En entretien au Financial Times, il a déclaré que Pékin indiquait ainsi à Washington «que les Chinois savent non seulement que les terres rares sont importantes pour les industries américaines de haute technologie, mais aussi pour le secteur de la défense».
Or, les États-Unis ne peuvent tout simplement pas se permettre de mettre à risque leurs approvisionnements de terres rares, alors que la rivalité militaire avec la Chine s’accentue en Asie-Pacifique depuis quelques années.
Vers une industrie nord-américaine
Le Canada a l’expertise technologique pour mettre en place une chaîne d’approvisionnement intégrée, selon un rapport de la Chambre des communes, publié en 2014.
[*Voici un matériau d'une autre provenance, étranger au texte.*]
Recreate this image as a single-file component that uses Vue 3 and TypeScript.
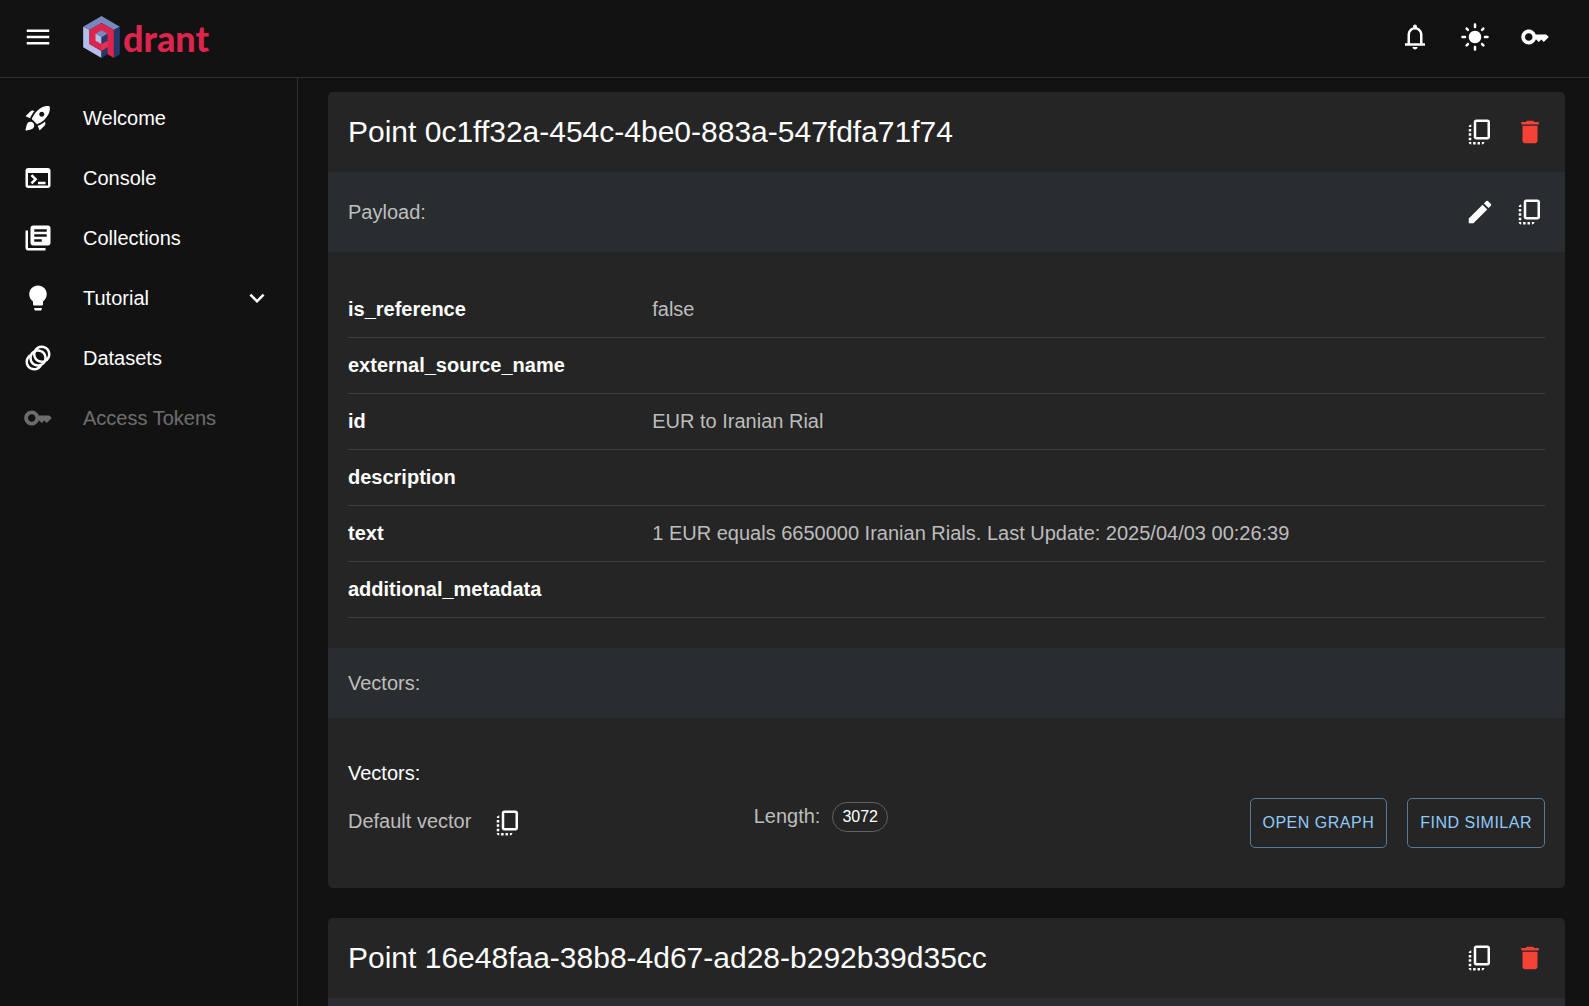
<script setup lang="ts">
import { ref } from 'vue'

interface NavItem {
  label: string
  icon: string
  disabled?: boolean
  expandable?: boolean
}

interface Point {
  id: string
  payload: [string, string][]
  vectorLength?: number
}

const icons: Record<string, string> = {
  menu: 'M3 18h18v-2H3v2zm0-5h18v-2H3v2zm0-7v2h18V6H3z',
  bell: 'M4 19v-2h2v-7q0-2.075 1.25-3.687T10.5 4.2v-.7q0-.625.438-1.062T12 2t1.063.438T13.5 3.5v.7q2 .5 3.25 2.113T18 10v7h2v2H4Zm8 3q-.825 0-1.412-.587T10 20h4q0 .825-.587 1.413T12 22Zm-4-5h8v-7q0-1.65-1.175-2.825T12 6q-1.65 0-2.825 1.175T8 10v7Z',
  sun: 'M12 7c-2.76 0-5 2.24-5 5s2.24 5 5 5 5-2.24 5-5-2.24-5-5-5zM2 13h2c.55 0 1-.45 1-1s-.45-1-1-1H2c-.55 0-1 .45-1 1s.45 1 1 1zm18 0h2c.55 0 1-.45 1-1s-.45-1-1-1h-2c-.55 0-1 .45-1 1s.45 1 1 1zM11 2v2c0 .55.45 1 1 1s1-.45 1-1V2c0-.55-.45-1-1-1s-1 .45-1 1zm0 18v2c0 .55.45 1 1 1s1-.45 1-1v-2c0-.55-.45-1-1-1s-1 .45-1 1zM5.99 4.58c-.39-.39-1.03-.39-1.41 0-.39.39-.39 1.03 0 1.41l1.06 1.06c.39.39 1.03.39 1.41 0s.39-1.03 0-1.41L5.99 4.58zm12.37 12.37c-.39-.39-1.03-.39-1.41 0-.39.39-.39 1.03 0 1.41l1.06 1.06c.39.39 1.03.39 1.41 0 .39-.39.39-1.03 0-1.41l-1.06-1.06zm1.06-10.96c.39-.39.39-1.03 0-1.41-.39-.39-1.03-.39-1.41 0l-1.06 1.06c-.39.39-.39 1.03 0 1.41s1.03.39 1.41 0l1.06-1.06zM7.05 18.36c.39-.39.39-1.03 0-1.41-.39-.39-1.03-.39-1.41 0l-1.06 1.06c-.39.39-.39 1.03 0 1.41s1.03.39 1.41 0l1.06-1.06z',
  key: 'M21 10h-8.35C11.83 7.67 9.61 6 7 6c-3.31 0-6 2.69-6 6s2.69 6 6 6c2.61 0 4.83-1.67 5.65-4H13l2 2 2-2 2 2 4-4.04L21 10zM7 15c-1.65 0-3-1.35-3-3s1.35-3 3-3 3 1.35 3 3-1.35 3-3 3z',
  rocket: 'M9.19 6.35c-2.04 2.29-3.44 5.58-3.57 5.89L2 10.69l4.05-4.05c.47-.47 1.15-.68 1.81-.55l1.33.26zM11.17 17s3.74-1.55 5.89-3.7c5.4-5.4 4.5-9.62 4.21-10.57-.95-.3-5.17-1.19-10.57 4.21C8.55 9.09 7 12.83 7 12.83L11.17 17zm6.48-2.19c-2.29 2.04-5.58 3.44-5.89 3.57L13.31 22l4.05-4.05c.47-.47.68-1.15.55-1.81l-.26-1.33zM9 18c0 .83-.34 1.58-.88 2.12C6.94 21.3 2 22 2 22s.7-4.94 1.88-6.12C4.42 15.34 5.17 15 6 15c1.66 0 3 1.34 3 3zm4-9c0-1.1.9-2 2-2s2 .9 2 2-.9 2-2 2-2-.9-2-2z',
  terminal: 'M20 4H4c-1.11 0-2 .9-2 2v12c0 1.1.89 2 2 2h16c1.1 0 2-.9 2-2V6c0-1.1-.89-2-2-2zm0 14H4V8h16v10zm-2-1h-6v-2h6v2zM7.5 17l-1.41-1.41L8.67 13l-2.59-2.59L7.5 9l4 4-4 4z',
  library: 'M4 6H2v14c0 1.1.9 2 2 2h14v-2H4V6zm16-4H8c-1.1 0-2 .9-2 2v12c0 1.1.9 2 2 2h12c1.1 0 2-.9 2-2V4c0-1.1-.9-2-2-2zm-1 9H9V9h10v2zm-4 4H9v-2h6v2zm4-8H9V5h10v2z',
  bulb: 'M9 21c0 .5.4 1 1 1h4c.6 0 1-.5 1-1v-1H9v1zm3-19C8.1 2 5 5.1 5 9c0 2.4 1.2 4.5 3 5.7V17c0 .5.4 1 1 1h6c.6 0 1-.5 1-1v-2.3c1.8-1.3 3-3.4 3-5.7 0-3.9-3.1-7-7-7z',
  rings: 'M15 2c-2.71 0-5.05 1.54-6.22 3.78-1.28.67-2.34 1.72-3 3C3.54 9.95 2 12.29 2 15c0 3.87 3.13 7 7 7 2.71 0 5.05-1.54 6.22-3.78 1.28-.67 2.34-1.72 3-3C20.46 14.05 22 11.71 22 9c0-3.87-3.13-7-7-7zM9 20c-2.76 0-5-2.24-5-5 0-1.12.37-2.16 1-3 0 3.87 3.13 7 7 7-.84.63-1.88 1-3 1zm3-3c-2.76 0-5-2.24-5-5 0-1.12.37-2.16 1-3 0 3.86 3.13 6.99 7 7-.84.63-1.88 1-3 1zm4.7-3.3c-.53.19-1.1.3-1.7.3-2.76 0-5-2.24-5-5 0-.6.11-1.17.3-1.7.53-.19 1.1-.3 1.7-.3 2.76 0 5 2.24 5 5 0 .6-.11 1.17-.3 1.7zM19 12c0-3.86-3.13-6.99-7-7 .84-.63 1.87-1 3-1 2.76 0 5 2.24 5 5 0 1.12-.37 2.16-1 3z',
  chevron: 'M16.59 8.59 12 13.17 7.41 8.59 6 10l6 6 6-6z',
  copy: 'M18 2H9c-1.1 0-2 .9-2 2v12c0 1.1.9 2 2 2h9c1.1 0 2-.9 2-2V4c0-1.1-.9-2-2-2zm0 14H9V4h9v12zM3 15v-2h2v2H3zm0-5.5h2v2H3v-2zM10 20h2v2h-2v-2zm-7-1.5v-2h2v2H3zM5 22c-1.1 0-2-.9-2-2h2v2zm3.5 0h-2v-2h2v2zm5 0v-2h2c0 1.1-.9 2-2 2zM5 6v2H3c0-1.1.9-2 2-2z',
  trash: 'M6 19c0 1.1.9 2 2 2h8c1.1 0 2-.9 2-2V7H6v12zM19 4h-3.5l-1-1h-5l-1 1H5v2h14V4z',
  pencil: 'M3 17.25V21h3.75L17.81 9.94l-3.75-3.75L3 17.25zM20.71 7.04c.39-.39.39-1.02 0-1.41l-2.34-2.34a.9959.9959 0 0 0-1.41 0l-1.83 1.83 3.75 3.75 1.83-1.83z',
}

const navItems: NavItem[] = [
  { label: 'Welcome', icon: 'rocket' },
  { label: 'Console', icon: 'terminal' },
  { label: 'Collections', icon: 'library' },
  { label: 'Tutorial', icon: 'bulb', expandable: true },
  { label: 'Datasets', icon: 'rings' },
  { label: 'Access Tokens', icon: 'key', disabled: true },
]

const points = ref<Point[]>([
  {
    id: '0c1ff32a-454c-4be0-883a-547fdfa71f74',
    payload: [
      ['is_reference', 'false'],
      ['external_source_name', ''],
      ['id', 'EUR to Iranian Rial'],
      ['description', ''],
      ['text', '1 EUR equals 6650000 Iranian Rials. Last Update: 2025/04/03 00:26:39'],
      ['additional_metadata', ''],
    ],
    vectorLength: 3072,
  },
  { id: '16e48faa-38b8-4d67-ad28-b292b39d35cc', payload: [] },
])

function removePoint(id: string) {
  points.value = points.value.filter((p) => p.id !== id)
}
</script>

<template>
  <div class="app">
    <header class="topbar">
      <button class="icon-btn" type="button" aria-label="Toggle menu">
        <svg class="icon" viewBox="0 0 24 24"><path :d="icons.menu" /></svg>
      </button>
      <a class="logo" href="#">
        <svg class="logo-mark" viewBox="0 0 110 126" aria-hidden="true">
          <path fill="#7589be" d="M55 0 110 32 92 42 55 21 19 42 0 32z" />
          <path fill="#b2bfe8" d="M0 32 19 42V84L55 105V126L0 94z" />
          <path fill="#24386c" d="M110 32V115L92 126V42zM55 105 73 94V115L55 126z" />
          <path fill="#dc244c" d="M55 21 92 42V126L73 115V94L55 105 19 84V42z" />
          <path fill="#ff516b" d="M55 84V105L73 94V74z" opacity=".3" />
          <path fill="#7589be" d="M55 43 73 53 55 64 37 53z" />
          <path fill="#b2bfe8" d="M37 53 55 64V84L37 74z" />
          <path fill="#24386c" d="M73 53V74L55 84V64z" />
        </svg>
        <span class="logo-text">drant</span>
      </a>
      <div class="topbar-actions">
        <button class="icon-btn" type="button" aria-label="Notifications">
          <svg class="icon" viewBox="0 0 24 24"><path :d="icons.bell" /></svg>
        </button>
        <button class="icon-btn" type="button" aria-label="Switch theme">
          <svg class="icon" viewBox="0 0 24 24"><path :d="icons.sun" /></svg>
        </button>
        <button class="icon-btn" type="button" aria-label="API key">
          <svg class="icon" viewBox="0 0 24 24"><path :d="icons.key" /></svg>
        </button>
      </div>
    </header>

    <div class="body">
      <nav class="sidebar">
        <a
          v-for="item in navItems"
          :key="item.label"
          class="nav-item"
          :class="{ disabled: item.disabled }"
          :aria-disabled="item.disabled"
          href="#"
        >
          <svg class="icon" viewBox="0 0 24 24"><path :d="icons[item.icon]" /></svg>
          <span class="nav-label">{{ item.label }}</span>
          <svg v-if="item.expandable" class="icon" viewBox="0 0 24 24"><path :d="icons.chevron" /></svg>
        </a>
      </nav>

      <main class="content">
        <article v-for="point in points" :key="point.id" class="card">
          <header class="card-row">
            <h2>Point {{ point.id }}</h2>
            <button class="icon-btn" type="button" aria-label="Copy point">
              <svg class="icon" viewBox="0 0 24 24"><path :d="icons.copy" /></svg>
            </button>
            <button class="icon-btn danger" type="button" aria-label="Delete point" @click="removePoint(point.id)">
              <svg class="icon" viewBox="0 0 24 24"><path :d="icons.trash" /></svg>
            </button>
          </header>

          <div class="card-row band">
            <template v-if="point.payload.length">
              <h3>Payload:</h3>
              <button class="icon-btn" type="button" aria-label="Edit payload">
                <svg class="icon" viewBox="0 0 24 24"><path :d="icons.pencil" /></svg>
              </button>
              <button class="icon-btn" type="button" aria-label="Copy payload">
                <svg class="icon" viewBox="0 0 24 24"><path :d="icons.copy" /></svg>
              </button>
            </template>
          </div>

          <div v-if="point.payload.length" class="payload">
            <table>
              <tbody>
                <tr v-for="[name, value] in point.payload" :key="name">
                  <th scope="row">{{ name }}</th>
                  <td>{{ value }}</td>
                </tr>
              </tbody>
            </table>
          </div>

          <template v-if="point.vectorLength">
            <div class="card-row band short">
              <h3>Vectors:</h3>
            </div>
            <section class="vectors">
              <h4>Vectors:</h4>
              <div class="vector-grid">
                <div class="vector-name">
                  <span>Default vector</span>
                  <button class="icon-btn" type="button" aria-label="Copy vector">
                    <svg class="icon" viewBox="0 0 24 24"><path :d="icons.copy" /></svg>
                  </button>
                </div>
                <div class="vector-length">
                  <span>Length:</span>
                  <span class="chip">{{ point.vectorLength }}</span>
                </div>
                <div class="vector-actions">
                  <button class="outlined" type="button">Open graph</button>
                  <button class="outlined" type="button">Find similar</button>
                </div>
              </div>
            </section>
          </template>
        </article>
      </main>
    </div>
  </div>
</template>

<style>
body {
  margin: 0;
  background: #121212;
}
</style>

<style scoped>
.app {
  display: flex;
  flex-direction: column;
  height: 100vh;
  background: #121212;
  color: #fff;
  font-family: "Liberation Sans", Arial, sans-serif;
  font-size: 20px;
  line-height: 30px;
}

.icon {
  display: block;
  flex: none;
  width: 30px;
  height: 30px;
  fill: currentColor;
}

.icon-btn {
  flex: none;
  padding: 10px;
  border: 0;
  border-radius: 50%;
  background: none;
  color: inherit;
  cursor: pointer;
}

.danger {
  color: #f44336;
}

.topbar {
  box-sizing: border-box;
  flex: none;
  display: flex;
  align-items: center;
  height: 78px;
  padding: 0 29px 3px 13px;
  border-bottom: 1px solid #2f2f2f;
}

.logo {
  display: flex;
  align-items: center;
  gap: 3px;
  margin-left: 20px;
  color: #dc244c;
  text-decoration: none;
}

.logo-mark {
  display: block;
  width: 37px;
  height: 42px;
}

.logo-text {
  padding-top: 2px;
  font-family: Lato, sans-serif;
  font-size: 36px;
  font-weight: 900;
  line-height: 42px;
}

.topbar-actions {
  display: flex;
  gap: 10px;
  margin-left: auto;
}

.body {
  flex: 1;
  display: flex;
  min-height: 0;
}

.sidebar {
  box-sizing: border-box;
  flex: none;
  width: 298px;
  padding-top: 10px;
  border-right: 1px solid #2f2f2f;
}

.nav-item {
  display: flex;
  align-items: center;
  gap: 30px;
  height: 60px;
  padding: 0 25px 0 23px;
  color: inherit;
  text-decoration: none;
}

.nav-label {
  flex: 1;
}

.disabled {
  opacity: 0.38;
}

.content {
  flex: 1;
  min-width: 0;
  overflow-y: auto;
  scrollbar-width: none;
  padding: 14px 24px 30px 30px;
}

.card {
  margin-bottom: 30px;
  border-radius: 5px;
  background: #252525;
}

.card-row {
  display: flex;
  align-items: center;
  min-height: 80px;
  padding: 0 10px 0 20px;
}

.band {
  background: #292d30;
  color: #bebebe;
}

.band .icon-btn {
  color: #fff;
}

.short {
  min-height: 70px;
}

h2,
h3,
h4 {
  flex: 1;
  margin: 0;
  font-size: 20px;
  font-weight: 400;
}

h2 {
  font-size: 30px;
  line-height: 40px;
}

.payload {
  padding: 30px 20px;
}

table {
  width: 100%;
  border-collapse: separate;
  border-spacing: 0;
  table-layout: fixed;
}

th,
td {
  box-sizing: border-box;
  height: 56px;
  padding: 0 0 2px;
  border-bottom: 1px solid #3f3f3f;
  text-align: left;
}

th {
  width: 25%;
}

td {
  padding-left: 5px;
  color: #bdbdbd;
}

.vectors {
  padding: 40px 20px;
}

.vector-grid {
  display: grid;
  grid-template-columns: repeat(3, 1fr);
  gap: 20px;
  margin-top: 10px;
  color: #bdbdbd;
}

.vector-name {
  display: flex;
  align-items: center;
  gap: 12px;
}

.vector-name span {
  padding-bottom: 4px;
}

.vector-name .icon-btn {
  color: #fff;
}

.vector-length {
  display: flex;
  align-items: center;
  align-self: start;
  gap: 12px;
  padding-top: 2px;
}

.chip {
  box-sizing: border-box;
  height: 30px;
  margin-top: 2px;
  padding: 0 9px;
  border: 1px solid #616161;
  border-radius: 15px;
  color: #fff;
  font-size: 16px;
  line-height: 28px;
}

.vector-actions {
  display: flex;
  justify-content: flex-end;
  gap: 20px;
}

.outlined {
  height: 50px;
  padding: 0 12px;
  border: 1px solid #5a7a94;
  border-radius: 5px;
  background: none;
  color: #90caf9;
  font-family: inherit;
  font-size: 16px;
  letter-spacing: 0.5px;
  text-transform: uppercase;
  white-space: nowrap;
  cursor: pointer;
}
</style>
Par contre, on assistera probablement à la création d’une industrie continentale «en s’associant avec les Américains», estime Christopher Grove, président de Commerce Resources, une minière de Vancouver qui détient le gisement de terres rares Ashram, au Nunavik, au nord de Shefferville.
Dans ce scénario, le Canada se spécialiserait dans l’extraction, la transformation du minerai et la création d’alliage, tandis que les États-Unis s’occuperaient davantage de la fabrication de composants de pointe et de la production de biens finis.
Chose certaine, le téléphone de M. Grove ne dérougit pas depuis qu’Ottawa et Washington ont indiqué l’an dernier vouloir accroître l’autonomie de l’Amérique du Nord par rapport à la Chine.
Il est d’ailleurs très optimiste pour la suite des choses (la mine pourrait voir le jour dans trois ans, si les études de faisabilité sont concluantes), car une vingtaine d’entreprises l’ont contacté pour avoir plus d’information à propos du projet Ashram.
«Toutes ces entreprises, dont des sociétés américaines, européennes et japonaises, nous ont toute dit la même chose : elles ne veulent plus continuer à dépendre des importations de la Chine.»